Contents
Debian generally builds binaries for the baseline instruction set of each architecture.
Often upstream projects want to require to newer instruction targets, which means that binaries won't work on older systems.
There are several options to resolve these sorts of conflicts. These changes are often suitable for upstream but can also be done just in Debian with a small amount of maintenance needed as upstream code changes.
Porting between targets
SIMDEverywhere, sse2neon and similar projects allow building code written using one instruction target (such as x86 SSE) to work on another instruction set (such as ARM NEON) or even just the architecture baseline. When combined with runtime instruction selection this can greatly increase portability of code that was written with one target in mind, often in a way that patches can be sent and accepted upstream.
Runtime selection
Manual
Your code can check the CPU it is currently running on and run the appropriate code based on the available instructions.
On x86 the CPUID instruction is used for this, but the __builtin_cpu_supports builtin function simplifies this.
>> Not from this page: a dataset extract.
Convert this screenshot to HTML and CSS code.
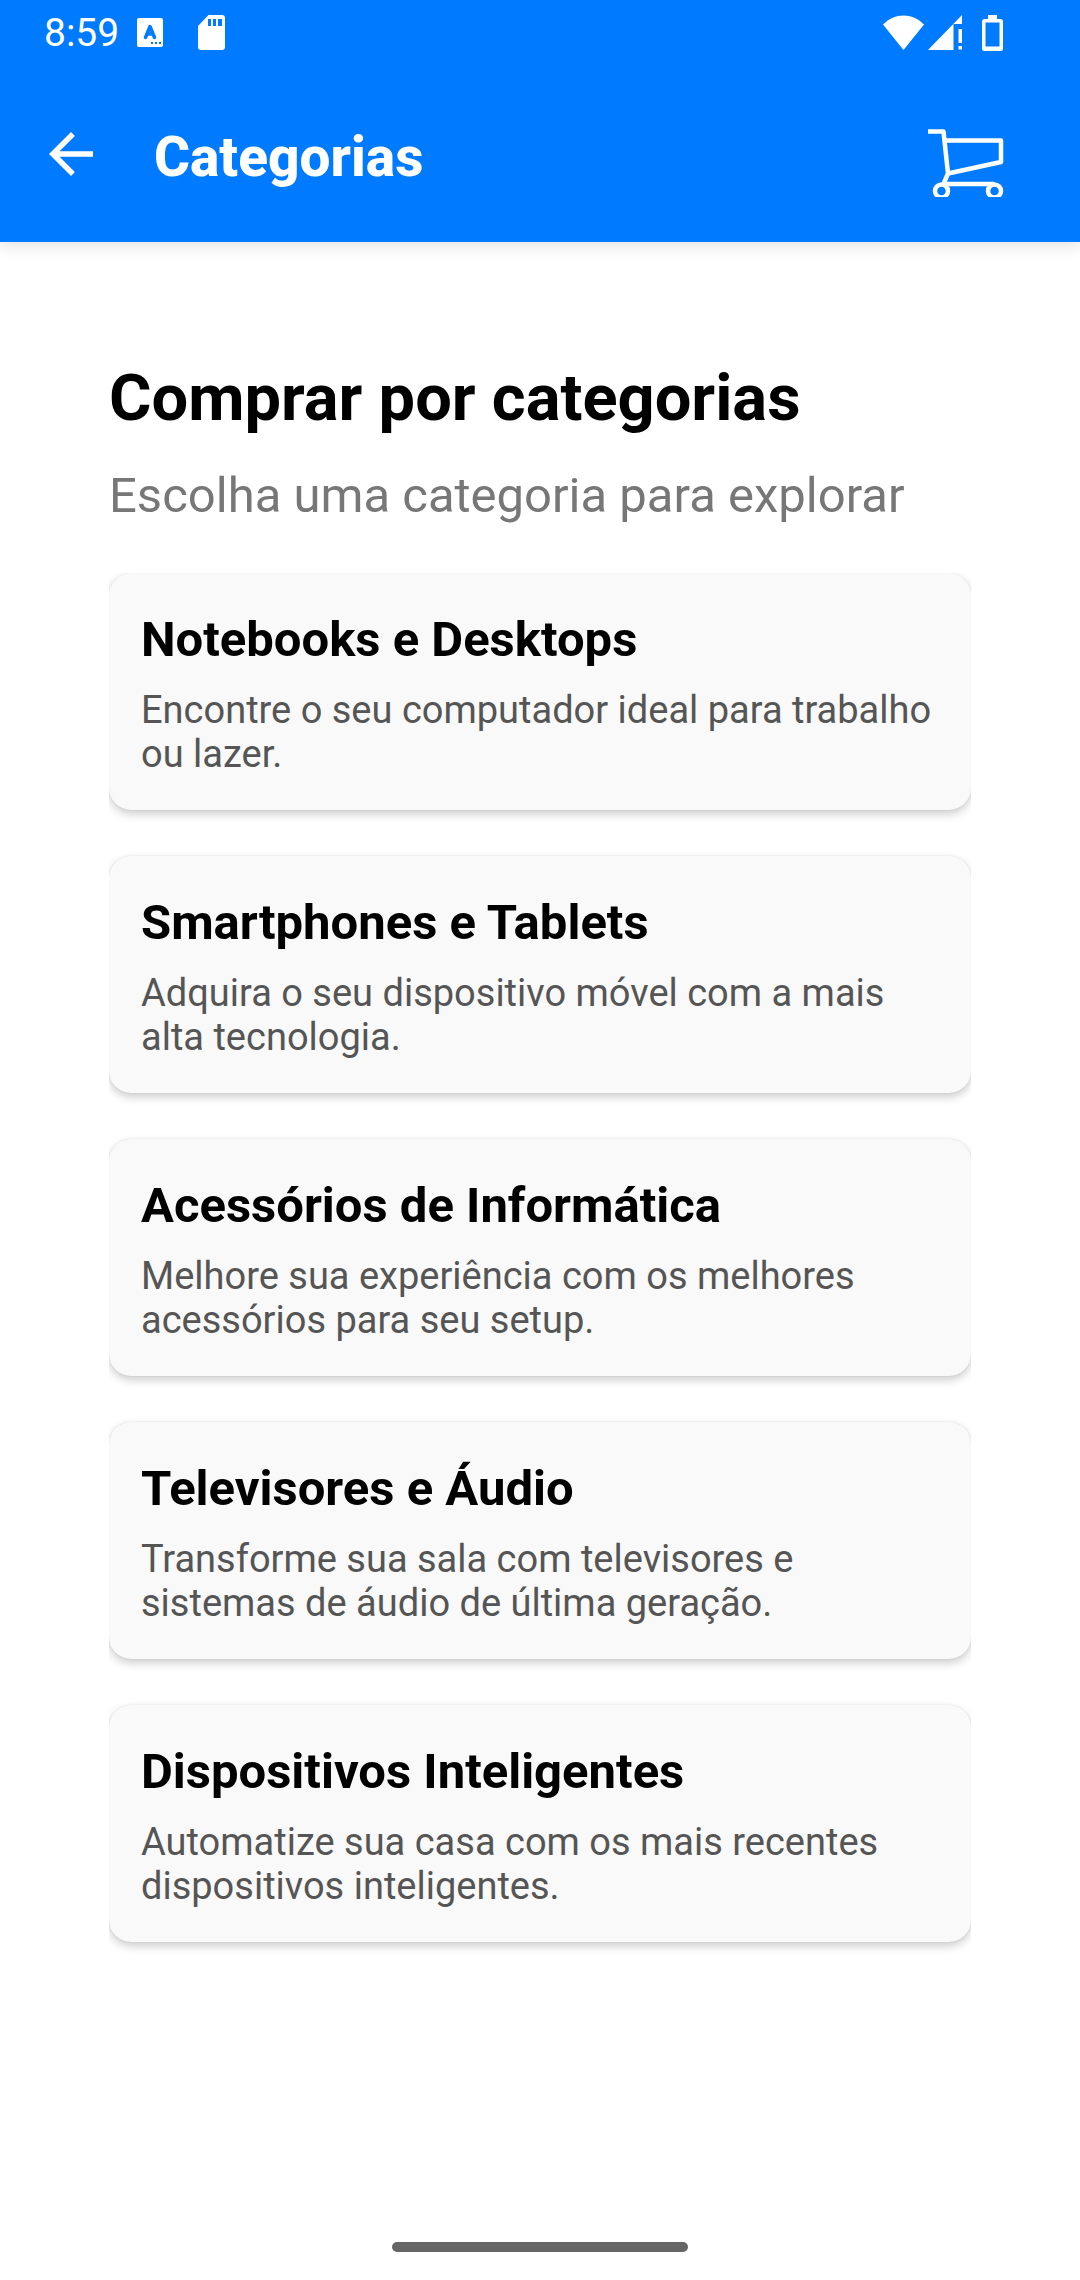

The getauxval function can also be used for this, using FIXME: the AT_HWCAP/AT_HWCAP2/AT_PLATFORM/AT_BASE_PLATFORM option.
Function multi-versioning
Function multi-versioning (LWN article) involves using a compiler-supplied ifunc (more) at program start to automatically resolve functions to the right instruction target.
target_clones attribute
The target_clones attribute can allow you to compile one implementation of a function for multiple instruction targets and then select the best one at runtime:
__attribute__((target_clones("avx2", "default")))
int foo(){
return 1;
}This is supported for C and C++ source files in GCC 6+ and clang 14+ compilers.
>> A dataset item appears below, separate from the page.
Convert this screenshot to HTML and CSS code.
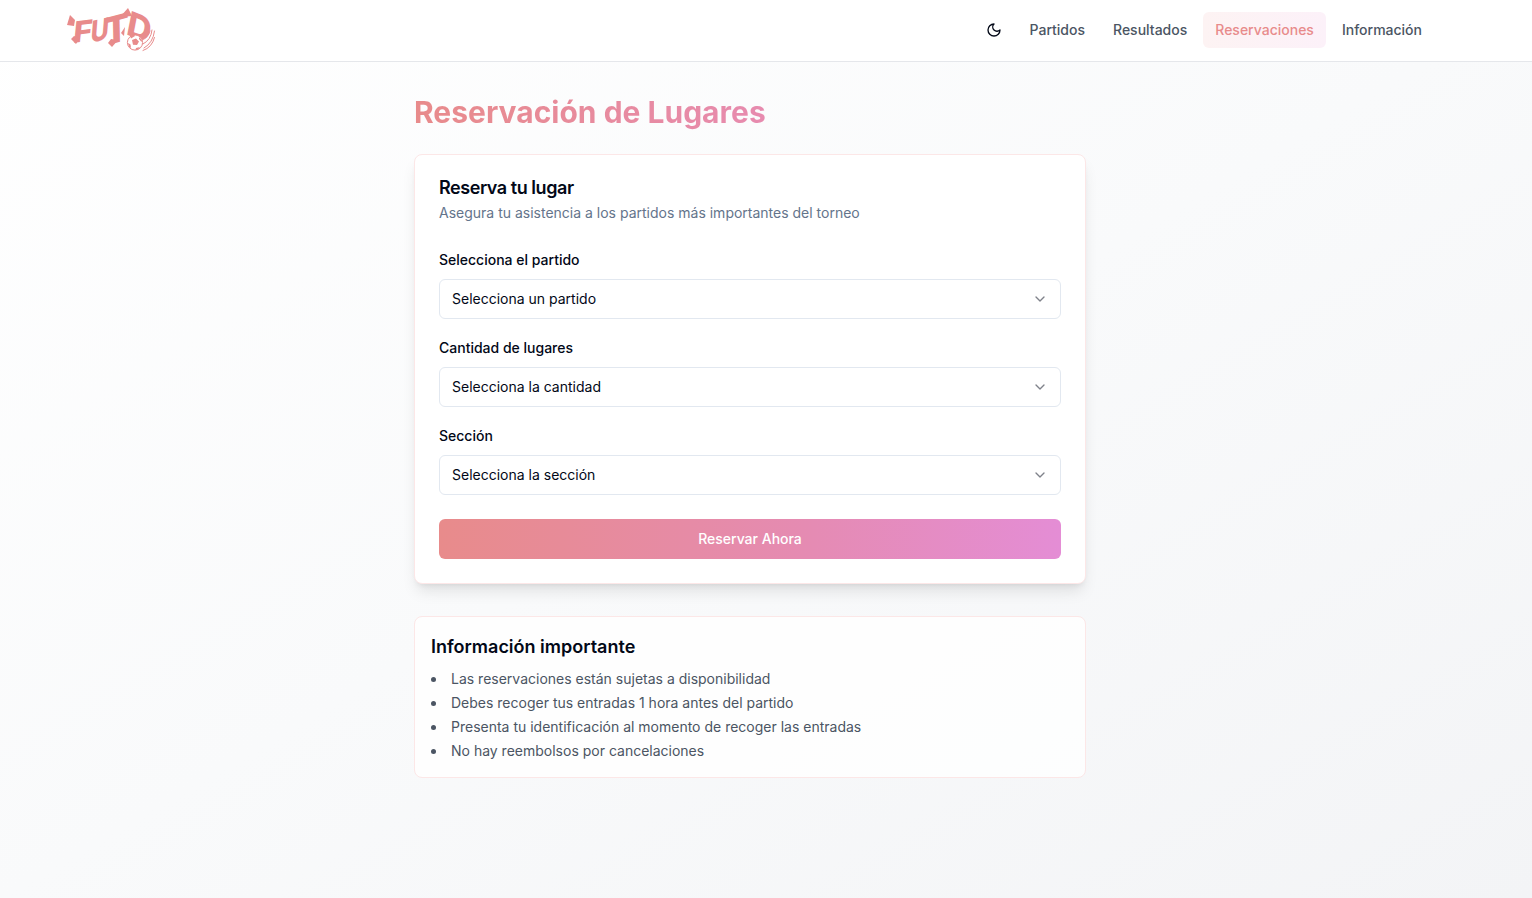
FILE: index.html
```html
<!DOCTYPE html>
<html lang="es">
<head>
<meta charset="utf-8">
<title>Reservación de Lugares</title>
<link rel="stylesheet" href="styles.css">
</head>
<body>
<header class="header">
  <div class="header-inner">
    <a class="brand" href="#" aria-label="FUTD">
      <svg class="logo" width="96" height="56" viewBox="62 2 96 56">
        <g class="logo-letters">
          <text transform="matrix(1.12 -.14 -.1 1.02 72.500 43)">F</text>
          <text transform="matrix(.86 -.2 -.08 1.04 90 43)">U</text>
          <text transform="matrix(1.3 -.34 .03 1.3 104 46)">T</text>
          <text transform="matrix(1.12 .44 -.22 1.12 125.500 34)">D</text>
        </g>
        <g class="brush">
          <path d="M67 25l3-10 5 5-1 6z"/>
          <path d="M71 39l3-3 6 2-4 6zM108 43l3-4 7 1-6 7z"/>
          <path d="M120 17l8-9 4 8zM124 36l-3-3 4-6z"/>
        </g>
        <g class="swoosh">
          <path d="M144 48q9-5 10.500-17M143 44q8-4 9-14M143 50.500q9-3 11.500-13M142 40q6-2 8-9"/>
        </g>
        <circle class="ball" cx="135" cy="42.500" r="7.600"/>
        <g class="brush">
          <path d="M132 40l4-1.500 3 3-2 3.500-4-.3zM130 36l4-1.500 1 1.500-4 2.500zM139 37l3 3-.5 2-2.500-3zM128 43l2.500 1.500.5 3.500-2-1zM136 48l4-1-2 2.500-2.500.5z"/>
        </g>
      </svg>
    </a>
    <nav class="nav">
      <button class="theme" aria-label="Tema">
        <svg class="icon" viewBox="0 0 24 24"><path d="M12 3a6 6 0 0 0 9 9 9 9 0 1 1-9-9Z"/></svg>
      </button>
      <a class="nav-link" href="#">Partidos</a>
      <a class="nav-link" href="#">Resultados</a>
      <a class="nav-link active" href="#">Reservaciones</a>
      <a class="nav-link" href="#">Información</a>
    </nav>
  </div>
</header>
<main class="main">
  <h1 class="title">Reservación de Lugares</h1>
  <section class="card">
    <h2 class="card-title">Reserva tu lugar</h2>
    <p class="card-desc">Asegura tu asistencia a los partidos más importantes del torneo</p>
    <div class="fields">
      <div class="field">
        <span class="label">Selecciona el partido</span>
        <button class="select"><span>Selecciona un partido</span><svg class="icon chevron" viewBox="0 0 24 24"><path d="m6 9 6 6 6-6"/></svg></button>
      </div>
      <div class="field">
        <span class="label">Cantidad de lugares</span>
        <button class="select"><span>Selecciona la cantidad</span><svg class="icon chevron" viewBox="0 0 24 24"><path d="m6 9 6 6 6-6"/></svg></button>
      </div>
      <div class="field">
        <span class="label">Sección</span>
        <button class="select"><span>Selecciona la sección</span><svg class="icon chevron" viewBox="0 0 24 24"><path d="m6 9 6 6 6-6"/></svg></button>
      </div>
    </div>
    <button class="submit">Reservar Ahora</button>
  </section>
  <section class="info">
    <h3 class="info-title">Información importante</h3>
    <ul class="info-list">
      <li>Las reservaciones están sujetas a disponibilidad</li>
      <li>Debes recoger tus entradas 1 hora antes del partido</li>
      <li>Presenta tu identificación al momento de recoger las entradas</li>
      <li>No hay reembolsos por cancelaciones</li>
    </ul>
  </section>
</main>
</body>
</html>
```
FILE: styles.css
```css
* { box-sizing: border-box; margin: 0; padding: 0; }
body {
  min-height: 100vh;
  font-family: Inter, sans-serif;
  font-size: 14px;
  line-height: 20px;
  color: #020817;
  background: linear-gradient(to bottom right, #fff, #f9fafb 50%, #f3f4f6);
}
button { font: inherit; color: inherit; background: none; border: 0; }
a { color: inherit; text-decoration: none; }
.icon { width: 16px; height: 16px; fill: none; stroke: currentColor; stroke-width: 2; stroke-linecap: round; stroke-linejoin: round; }
.header { height: 62px; background: #fff; border-bottom: 1px solid #e5e7eb; }
.header-inner { max-width: 1500px; height: 60px; padding: 0 66px 0 62px; display: flex; align-items: center; justify-content: space-between; }
.brand, .logo { display: block; }
.logo-letters { font: 800 29px Inter, sans-serif; fill: #e88b8b; }
.brush { fill: #e88b8b; }
.swoosh { fill: none; stroke: #e88b8b; stroke-width: 1; stroke-linecap: round; }
.ball { fill: #fff; stroke: #e88b8b; stroke-width: 1; }
.nav { display: flex; align-items: center; gap: 4px; }
.theme { width: 40px; height: 40px; display: flex; align-items: center; justify-content: center; }
.nav-link { padding: 8px 12px; border-radius: 6px; font-weight: 500; color: #4b5563; }
.active { color: #e88b8b; background: linear-gradient(to right, #fdf3f3, #fcf1f9); }
.main { width: 672px; margin-left: 414px; padding-top: 32px; }
.title {
  font-size: 30px; line-height: 36px; font-weight: 700; margin-bottom: 24px;
  background: linear-gradient(to right, #e88b8b, #e68bd0);
  -webkit-background-clip: text; background-clip: text; color: transparent;
}
.card { padding: 24px; background: #fff; border: 1px solid #fce7e7; border-radius: 8px; box-shadow: 0 10px 15px -3px rgba(0,0,0,.1), 0 4px 6px -4px rgba(0,0,0,.1); }
.card-title { font-size: 18px; line-height: 18px; font-weight: 600; letter-spacing: -.45px; }
.card-desc { margin: 6px 0 24px; color: #64748b; }
.fields { display: grid; gap: 16px; }
.field { display: grid; gap: 8px; }
.label { padding-top: 2px; line-height: 22px; font-weight: 500; }
.select { height: 40px; padding: 0 12px; border: 1px solid #e2e8f0; border-radius: 6px; display: flex; align-items: center; justify-content: space-between; }
.chevron { opacity: .5; }
.submit { width: 100%; height: 40px; margin-top: 24px; border-radius: 6px; color: #fff; font-weight: 500; background: linear-gradient(to right, #e88b8b, #e58bb3 60%, #e48dd5); }
.info { margin-top: 32px; padding: 16px; border: 1px solid #fce7e7; border-radius: 8px; background: rgba(255,255,255,.8); }
.info-title { font-size: 18px; line-height: 28px; font-weight: 600; margin-bottom: 8px; }
.info-list { display: grid; gap: 4px; list-style: disc inside; color: #4b5563; }
```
In theory it should be possible to use #ifdef in target_clones functions in C source files in GCC to get different implementations for different targets, but the necessary changes have not been implemented.
target attribute
The target attribute can allow you to write independent implementations of a function for multiple instruction targets and then select the best one at runtime:
__attribute__ ((target ("default")))
int foo ()
{
return 0;
}
__attribute__ ((target ("sse4.2")))
int foo ()
{
return 1;
}This is supported for C++ source files in GCC 4.8+ and clang 8+ compilers.
In theory this could be supported for C source files in GCC but the necessary changes have not been added yet.
hwcaps
The hwcaps feature allows you to build an entire library for multiple instruction targets, install them into a different directory for each target and then select the best one at runtime.
This is supported for ELF libraries in glibc and version 2.33 improved this mechanism significantly.
scripts
Writing scripts allows you to build an entire program for multiple instruction targets, install them into a different directory for each target and then select the best one at runtime.
The Debian Med team has a simd-dispatch script that is a good example of this approach.
Partial architectures
In theory it could be possible to build packages for increased baselines with different architecture names and allow users to install select packages where the performance difference is noticeable. SIMDebian took this approach.
Blocking unsupported systems
isa-support allows preventing installation of packages that require instructions that are not available on the current CPU.
In future it may also provide a way to allow installation but block running programs that require instructions that are not available on the current CPU.